LW: ‘In the name of Jesus Christ I command you to let me know are you human?’ If you don’t get an answer, it’s inhuman. If you call it in his name...
But if it’s human, do you need to know if they died young, or why they’re trapped...?
LW: Oh, no.
TS: I think what Lorraine does is she tries to psychically communicate with them to go towards the light.
With inhuman spirits, just the invocation of Jesus is enough. They can’t even fake it. If you say to them, ‘In the name of Lord Jesus Christ,’ they can’t just play cool and ignore it?
LW: Oh no. Oh no. They melt down. That’s how I put it.
TS: God’s power is more powerful than a demonic power.
Let’s say a non-believer goes into a home with nonhuman activity, they see it happening and they believe it. If they say to the spirit, ‘The power of Christ compels you’ - because they’ve seen that in the movies - would they still be able to carry weight, or does it have to have the faith?
LW: You have to have the faith behind you. Otherwise it’s just words.
This movie ends with the door open to explore other stories from your case files. Are there other investigations that would make a good movie?
TS: Probably the one we just talked about.
Enfield?
LW: Enfield. Middlesex. The Raggedy Ann doll. The Satanic idol in the woods.
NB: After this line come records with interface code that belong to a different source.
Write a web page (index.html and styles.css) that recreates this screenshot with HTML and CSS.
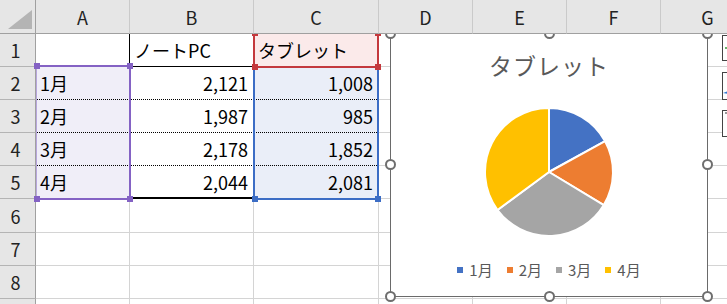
FILE: index.html
```html
<!DOCTYPE html>
<html lang="ja">
<head>
    <meta charset="UTF-8">
    <title>タブレット</title>
    <link rel="stylesheet" href="styles.css">
</head>
<body>
    <div class="sheet">
        <div class="grid">
            <div class="hd corner"></div>
            <div class="hd">A</div>
            <div class="hd">B</div>
            <div class="hd">C</div>
            <div class="hd">D</div>
            <div class="hd">E</div>
            <div class="hd">F</div>
            <div class="hd">G</div>

            <div class="rh">1</div>
            <div class="c a1"></div>
            <div class="c b1">ノートPC</div>
            <div class="c pink">タブレット</div>
            <div class="c"></div><div class="c"></div><div class="c"></div><div class="c"></div>

            <div class="rh">2</div>
            <div class="c lav dot">1月</div>
            <div class="c num dot">2,121</div>
            <div class="c num blue dot">1,008</div>
            <div class="c"></div><div class="c"></div><div class="c"></div><div class="c"></div>

            <div class="rh">3</div>
            <div class="c lav dot">2月</div>
            <div class="c num dot">1,987</div>
            <div class="c num blue dot">985</div>
            <div class="c"></div><div class="c"></div><div class="c"></div><div class="c"></div>

            <div class="rh">4</div>
            <div class="c lav dot">3月</div>
            <div class="c num dot">2,178</div>
            <div class="c num blue dot">1,852</div>
            <div class="c"></div><div class="c"></div><div class="c"></div><div class="c"></div>

            <div class="rh">5</div>
            <div class="c lav">4月</div>
            <div class="c num b5">2,044</div>
            <div class="c num blue">2,081</div>
            <div class="c"></div><div class="c"></div><div class="c"></div><div class="c"></div>

            <div class="rh">6</div>
            <div class="c"></div><div class="c"></div><div class="c"></div><div class="c"></div><div class="c"></div><div class="c"></div><div class="c"></div>
            <div class="rh">7</div>
            <div class="c"></div><div class="c"></div><div class="c"></div><div class="c"></div><div class="c"></div><div class="c"></div><div class="c"></div>
            <div class="rh">8</div>
            <div class="c"></div><div class="c"></div><div class="c"></div><div class="c"></div><div class="c"></div><div class="c"></div><div class="c"></div>
            <!-- row 9 is scrolled almost out of view -->
            <div class="rh"></div>
            <div class="c"></div><div class="c"></div><div class="c"></div><div class="c"></div><div class="c"></div><div class="c"></div><div class="c"></div>
        </div>

        <!-- selected ranges -->
        <div class="sel sel-a">
            <span class="hdl tl"></span><span class="hdl tr"></span>
            <span class="hdl bl"></span><span class="hdl br"></span>
        </div>
        <div class="sel sel-c2">
            <span class="hdl bl"></span><span class="hdl br"></span>
        </div>
        <div class="sel sel-c1">
            <span class="hdl tl"></span><span class="hdl tr"></span>
            <span class="hdl bl"></span><span class="hdl br"></span>
        </div>

        <!-- chart -->
        <div class="chart">
            <div class="chart-title">タブレット</div>
            <svg class="pie" width="316" height="160" viewBox="0 0 316 160">
                <g transform="translate(0,-49)" stroke="#fff" stroke-width="2" stroke-linejoin="round">
                    <path d="M158,139 L158,75 A64,64 0 0,1 214.1,108.2 Z" fill="#4472c4"/>
                    <path d="M158,139 L214.1,108.2 A64,64 0 0,1 212.8,172.04 Z" fill="#ed7d31"/>
                    <path d="M158,139 L212.8,172.04 A64,64 0 0,1 106.51,177 Z" fill="#a5a5a5"/>
                    <path d="M158,139 L106.51,177 A64,64 0 0,1 158,75 Z" fill="#ffc000"/>
                </g>
            </svg>
            <div class="legend">
                <span class="item"><i class="key k1"></i>1月</span>
                <span class="item"><i class="key k2"></i>2月</span>
                <span class="item"><i class="key k3"></i>3月</span>
                <span class="item"><i class="key k4"></i>4月</span>
            </div>
            <span class="ch t1"></span><span class="ch t2"></span><span class="ch t3"></span>
            <span class="ch m1"></span><span class="ch m3"></span>
            <span class="ch b1"></span><span class="ch b2"></span><span class="ch b3"></span>
        </div>

        <!-- chart side buttons -->
        <div class="tool tool-add">
            <svg width="26" height="24" viewBox="0 0 26 24"><path d="M2,12 H22 M12,2 V22" stroke="#3a9a3a" stroke-width="1.5"/></svg>
        </div>
        <div class="tool tool-style">
            <svg width="26" height="26" viewBox="0 0 26 26"><path d="M0,20 L5,18 L5,21 Z" fill="#2f77d0"/></svg>
        </div>
        <div class="tool tool-filter">
            <svg width="26" height="26" viewBox="0 0 26 26"><path d="M2,2 H12 L8,7 V12" fill="none" stroke="#333" stroke-width="1"/></svg>
        </div>
    </div>
</body>
</html>
```

FILE: styles.css
```css
* {
    margin: 0;
    padding: 0;
    box-sizing: border-box;
}

body {
    font-family: 'Noto Sans CJK JP', 'Noto Sans', sans-serif;
    background-color: #fff;
    color: #000;
    width: 727px;
    height: 304px;
    overflow: hidden;
}

.sheet {
    position: relative;
    width: 727px;
    height: 304px;
    overflow: hidden;
}

.grid {
    display: grid;
    grid-template-columns: 36px 94px 124px 125px 94px 94px 94px 94px;
    grid-template-rows: 34px repeat(5, 33px) 34px 33px 33px 33px;
    font-size: 18px;
}

.hd {
    position: relative;
    z-index: 5;
    display: flex;
    align-items: center;
    justify-content: center;
    background-color: #e6e6e6;
    color: #222;
    border-right: 1px solid #cacaca;
    border-bottom: 1px solid #a0a0a0;
}

.corner {
    border-right: 1px solid #a0a0a0;
}

.corner::after {
    content: "";
    position: absolute;
    left: 8px;
    top: 10px;
    width: 24px;
    height: 19px;
    background-color: #b4b4b4;
    clip-path: polygon(100% 0, 100% 100%, 0 100%);
}

.rh {
    display: flex;
    align-items: center;
    justify-content: center;
    padding-right: 4px;
    background-color: #e6e6e6;
    color: #222;
    border-right: 1px solid #a0a0a0;
    border-bottom: 1px solid #b4b4b4;
}

.c {
    display: flex;
    align-items: center;
    padding: 0 4px;
    white-space: nowrap;
    border-right: 1px solid #d4d4d4;
    border-bottom: 1px solid #d4d4d4;
}

.num {
    justify-content: flex-end;
    padding-right: 5px;
}

.a1 {
    border-right-color: #000;
}

.b1 {
    border-bottom-color: #000;
}

.dot {
    border-bottom: 1px dotted #000;
}

.b5 {
    border-bottom: 2px solid #000;
}

.lav {
    background-color: #f0eef8;
}

.pink {
    background-color: #fbeaea;
}

.blue {
    background-color: #eaeef8;
}

/* selection outlines */
.sel {
    position: absolute;
    z-index: 1;
    border: 2px solid;
}

.sel-a {
    left: 36px;
    top: 65px;
    width: 95px;
    height: 135px;
    border-color: #8462c4;
    border-left: 1px solid #b7a6dc;
}

.sel-c1 {
    left: 253px;
    top: 32px;
    width: 126px;
    height: 36px;
    border-color: #c4393d;
    z-index: 2;
}

.sel-c2 {
    left: 253px;
    top: 66px;
    width: 126px;
    height: 134px;
    border-color: #3c6dc5;
}

.hdl {
    position: absolute;
    width: 6px;
    height: 6px;
}

.sel-a .hdl { background-color: #8462c4; }
.sel-c1 .hdl { background-color: #c4393d; }
.sel-c2 .hdl { background-color: #3c6dc5; }

.hdl.tl { left: -3px; top: -4px; }
.hdl.tr { right: -4px; top: -4px; }
.hdl.bl { left: -3px; bottom: -4px; }
.hdl.br { right: -4px; bottom: -4px; }

/* chart */
.chart {
    position: absolute;
    z-index: 3;
    left: 390px;
    top: 33px;
    width: 318px;
    height: 264px;
    background-color: #fff;
    border: 1px solid #6a6a6a;
    display: flex;
    flex-direction: column;
    align-items: center;
}

.chart-title {
    margin-top: 15px;
    height: 32px;
    font-size: 23px;
    line-height: 32px;
    color: #595959;
    letter-spacing: 1px;
}

.pie {
    display: block;
    margin-top: 1px;
}

.legend {
    display: flex;
    gap: 14px;
    margin-top: 17px;
    font-size: 15px;
    line-height: 22px;
    color: #595959;
}

.item {
    display: flex;
    align-items: center;
    gap: 6px;
}

.key {
    width: 6px;
    height: 6px;
}

.k1 { background-color: #4472c4; }
.k2 { background-color: #ed7d31; }
.k3 { background-color: #a5a5a5; }
.k4 { background-color: #ffc000; }

.ch {
    position: absolute;
    width: 11px;
    height: 11px;
    border: 2px solid #6e6e6e;
    border-radius: 50%;
    background-color: #fff;
}

.ch.t1 { left: -6px; top: -6px; }
.ch.t2 { left: 153px; top: -6px; }
.ch.t3 { right: -6px; top: -6px; }
.ch.m1 { left: -6px; top: 125px; }
.ch.m3 { right: -6px; top: 125px; }
.ch.b1 { left: -6px; bottom: -6px; }
.ch.b2 { left: 153px; bottom: -6px; }
.ch.b3 { right: -6px; bottom: -6px; }

.tool {
    position: absolute;
    z-index: 4;
    left: 722px;
    width: 27px;
    background-color: #fff;
    border: 1px solid #444;
}

.tool-add {
    top: 35px;
    height: 26px;
}

.tool-style {
    top: 72px;
    height: 28px;
}

.tool-filter {
    top: 110px;
    height: 27px;
}
```
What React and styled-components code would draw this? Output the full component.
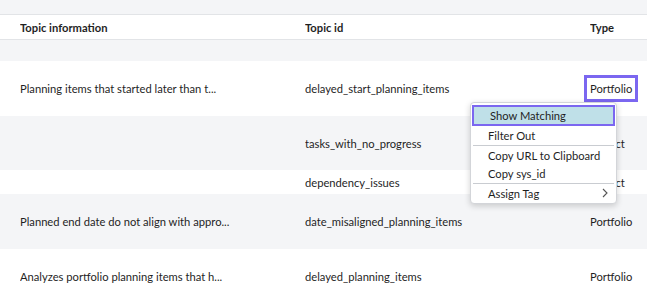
import React from 'react';
import styled, { createGlobalStyle } from 'styled-components';

const GlobalStyle = createGlobalStyle`
  html, body { margin: 0; padding: 0; background: #fff; }
  body { font-family: Lato, "Liberation Sans", sans-serif; color: #1f1f1f; }
`;

const Page = styled.div`
  position: relative;
  width: 647px;
  height: 303px;
  overflow: hidden;
  background: #fff;
`;

const TopBand = styled.div`
  height: 14px;
  background: #f4f5f7;
  border-bottom: 1px solid #e2e4e7;
`;

const Row = styled.div`
  display: grid;
  grid-template-columns: 285px 285px 1fr;
  align-items: center;
  padding-left: 20px;
  height: ${p => p.h}px;
  background: ${p => (p.gray ? '#f4f5f7' : '#fff')};
  font-size: 11.2px;
`;

const HeaderRow = styled(Row)`
  font-weight: 700;
  border-bottom: 1px solid #e2e4e7;
`;

const Cell = styled.div`
  white-space: nowrap;
  overflow: ${p => (p.visible ? 'visible' : 'hidden')};
`;

const Focused = styled.span`
  padding: 1px 0;
  outline: 3px solid #7b67f0;
  outline-offset: 3px;
`;

const Menu = styled.div`
  position: absolute;
  left: 470px;
  top: 102px;
  width: 145px;
  padding: 2px 0 1px;
  background: #fff;
  border: 1px solid #d3d5d9;
  border-radius: 4px;
  box-shadow: 0 2px 6px rgba(0, 0, 0, 0.18);
  font-size: 11.2px;
  color: #1f1f1f;
  white-space: nowrap;
`;

const Item = styled.div`
  display: flex;
  align-items: center;
  justify-content: space-between;
  height: ${p => (p.active ? 21 : 18)}px;
  box-sizing: border-box;
  margin: 0 ${p => (p.active ? 1 : 0)}px;
  padding: 0 8px 0 ${p => (p.active ? 16 : 17)}px;
  background: ${p => (p.active ? '#bfe0e8' : 'transparent')};
  border: ${p => (p.active ? '2px solid #7b67f0' : 'none')};
`;

const Separator = styled.div`
  height: 1px;
  margin: 1px 2px 0;
  background: #c9ccd1;
`;

const Chevron = () => (
  <svg width="6" height="10" viewBox="0 0 6 10">
    <path d="M1 1l4 4-4 4" fill="none" stroke="#555" strokeWidth="1.1" />
  </svg>
);

const rows = [
  { h: 55, info: 'Planning items that started later than t...', id: 'delayed_start_planning_items', type: 'Portfolio', focus: true },
  { h: 54, gray: true, info: '', id: 'tasks_with_no_progress', type: 'Project' },
  { h: 24, info: '', id: 'dependency_issues', type: 'Project' },
  { h: 55, gray: true, info: 'Planned end date do not align with appro...', id: 'date_misaligned_planning_items', type: 'Portfolio' },
  { h: 55, info: 'Analyzes portfolio planning items that h...', id: 'delayed_planning_items', type: 'Portfolio' },
];

export default function App() {
  return (
    <Page>
      <GlobalStyle />
      <TopBand />
      <HeaderRow h={24}>
        <Cell>Topic information</Cell>
        <Cell>Topic id</Cell>
        <Cell>Type</Cell>
      </HeaderRow>
      <Row h={21} gray />
      {rows.map((r, i) => (
        <Row key={i} h={r.h} gray={r.gray}>
          <Cell>{r.info}</Cell>
          <Cell>{r.id}</Cell>
          <Cell visible>
            {r.focus ? <Focused>{r.type}</Focused> : r.type}
          </Cell>
        </Row>
      ))}
      <Menu>
        <Item active>Show Matching</Item>
        <Item>Filter Out</Item>
        <Separator />
        <Item>Copy URL to Clipboard</Item>
        <Item>Copy sys_id</Item>
        <Separator />
        <Item>
          Assign Tag
          <Chevron />
        </Item>
      </Menu>
    </Page>
  );
}
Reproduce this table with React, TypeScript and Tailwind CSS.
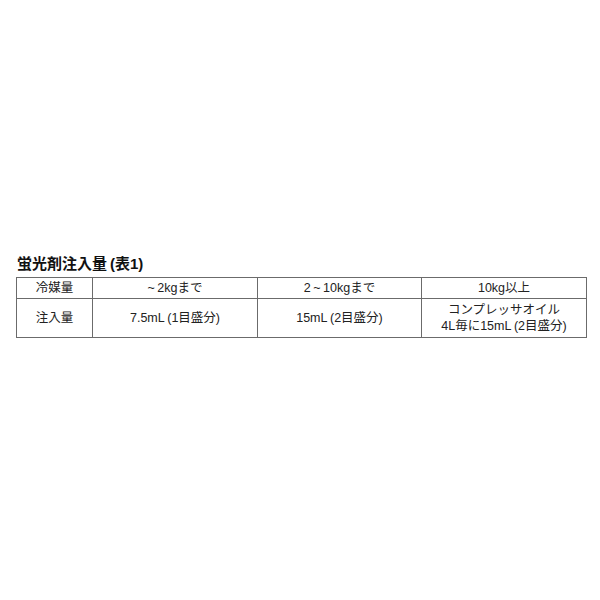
export default function App() {
  const cell =
    "border border-[#6b6b6b] text-center align-middle font-normal px-1";

  return (
    <div className="w-[600px] h-[600px] bg-white pt-[254px] pl-4 font-['Liberation_Sans','Noto_Sans_CJK_JP',sans-serif] text-[#222]">
      {/* Title */}
      <h2 className="text-[15px] font-bold leading-5 text-[#111] mb-[3px] pl-[1px]">
        蛍光剤注入量{"\u2009"}(表1)
      </h2>

      {/* Table */}
      <table className="w-[570px] border-collapse text-[12.5px] leading-4 table-fixed">
        <colgroup>
          <col className="w-[76px]" />
          <col className="w-[165px]" />
          <col className="w-[164px]" />
          <col className="w-[165px]" />
        </colgroup>
        <tbody>
          <tr className="h-[21px]">
            <td className={cell}>冷媒量</td>
            <td className={cell}>~{"\u2009"}2kgまで</td>
            <td className={cell}>2{"\u2009"}~{"\u2009"}10kgまで</td>
            <td className={cell}>10kg以上</td>
          </tr>
          <tr className="h-[39px]">
            <td className={cell}>注入量</td>
            <td className={cell}>7.5mL{"\u2009"}(1目盛分)</td>
            <td className={cell}>15mL{"\u2009"}(2目盛分)</td>
            <td className={cell}>
              コンプレッサオイル
              <br />
              4L毎に15mL{"\u2009"}(2目盛分)
            </td>
          </tr>
        </tbody>
      </table>
    </div>
  );
}
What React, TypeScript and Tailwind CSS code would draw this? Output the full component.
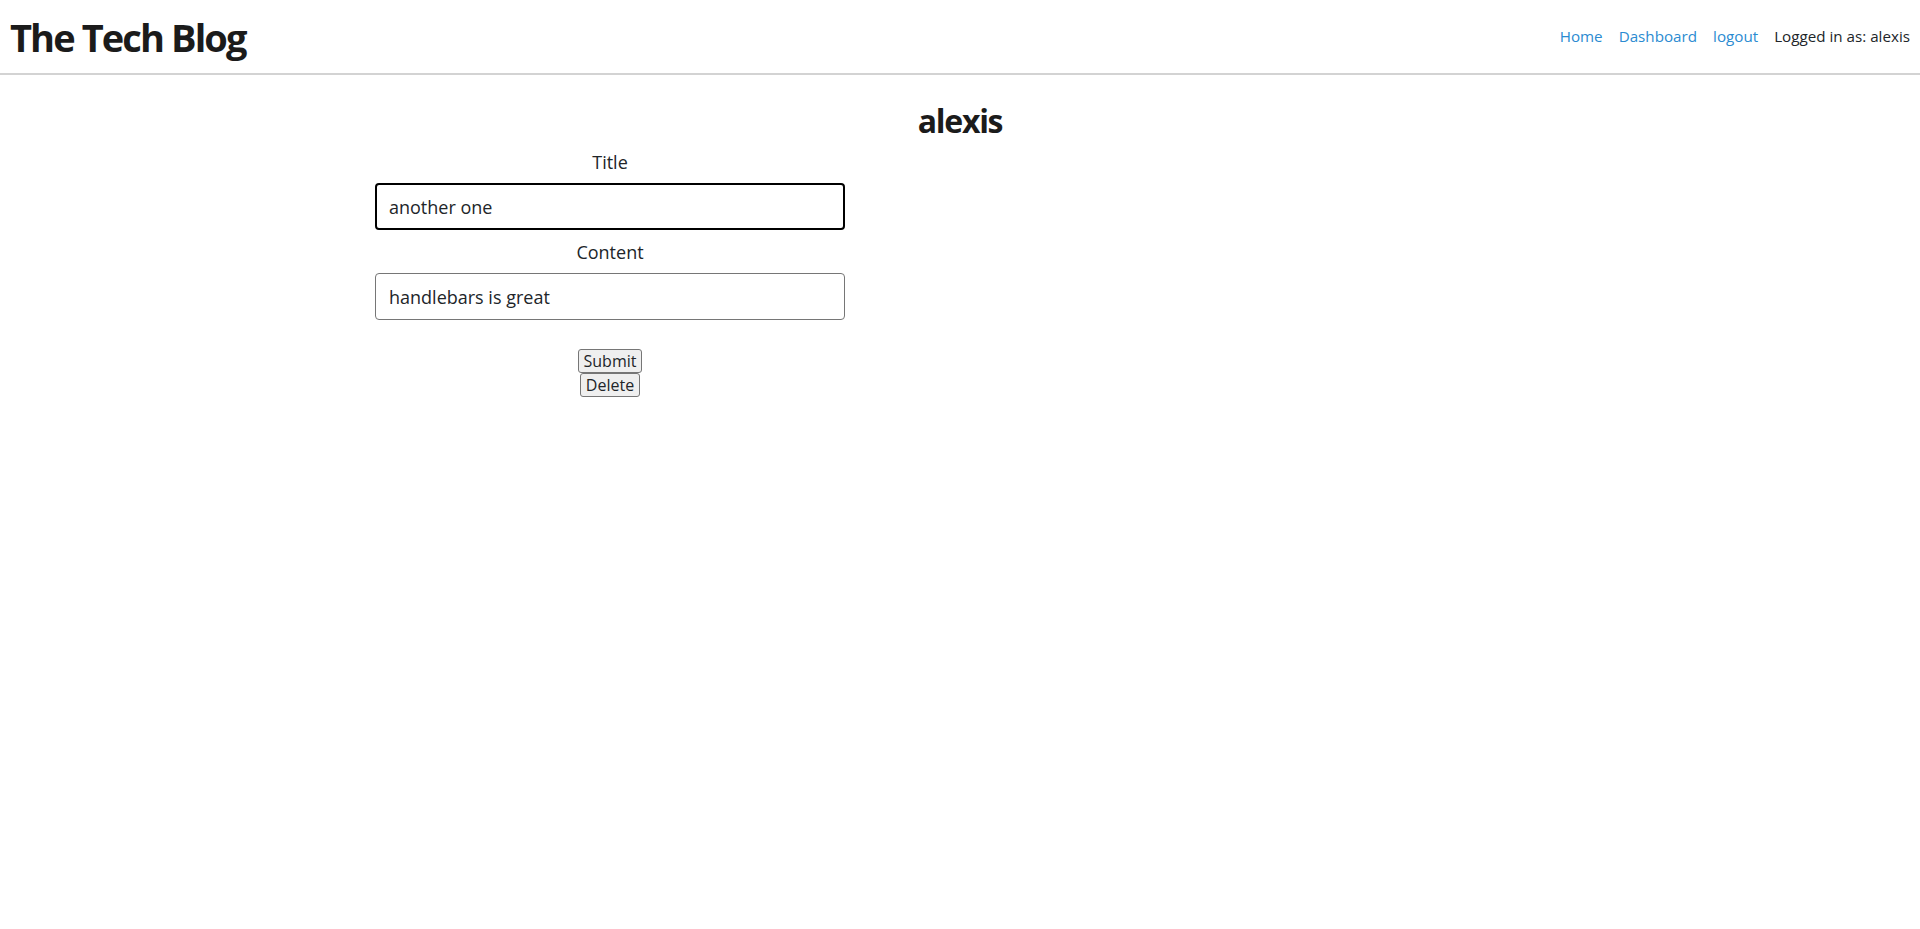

The Shadow Doll.
When there’s a horrible tragedy in the world, when someone does something truly evil, do you ever wonder if there’s a demonic entity behind it? Or is it just what people do?
TS: Your mind does go to ‘That’s what evil is.’ Something possessed this guy’s thoughts. Where did the thought come to do that?
LW: Why would a mother teach her son to fire a gun?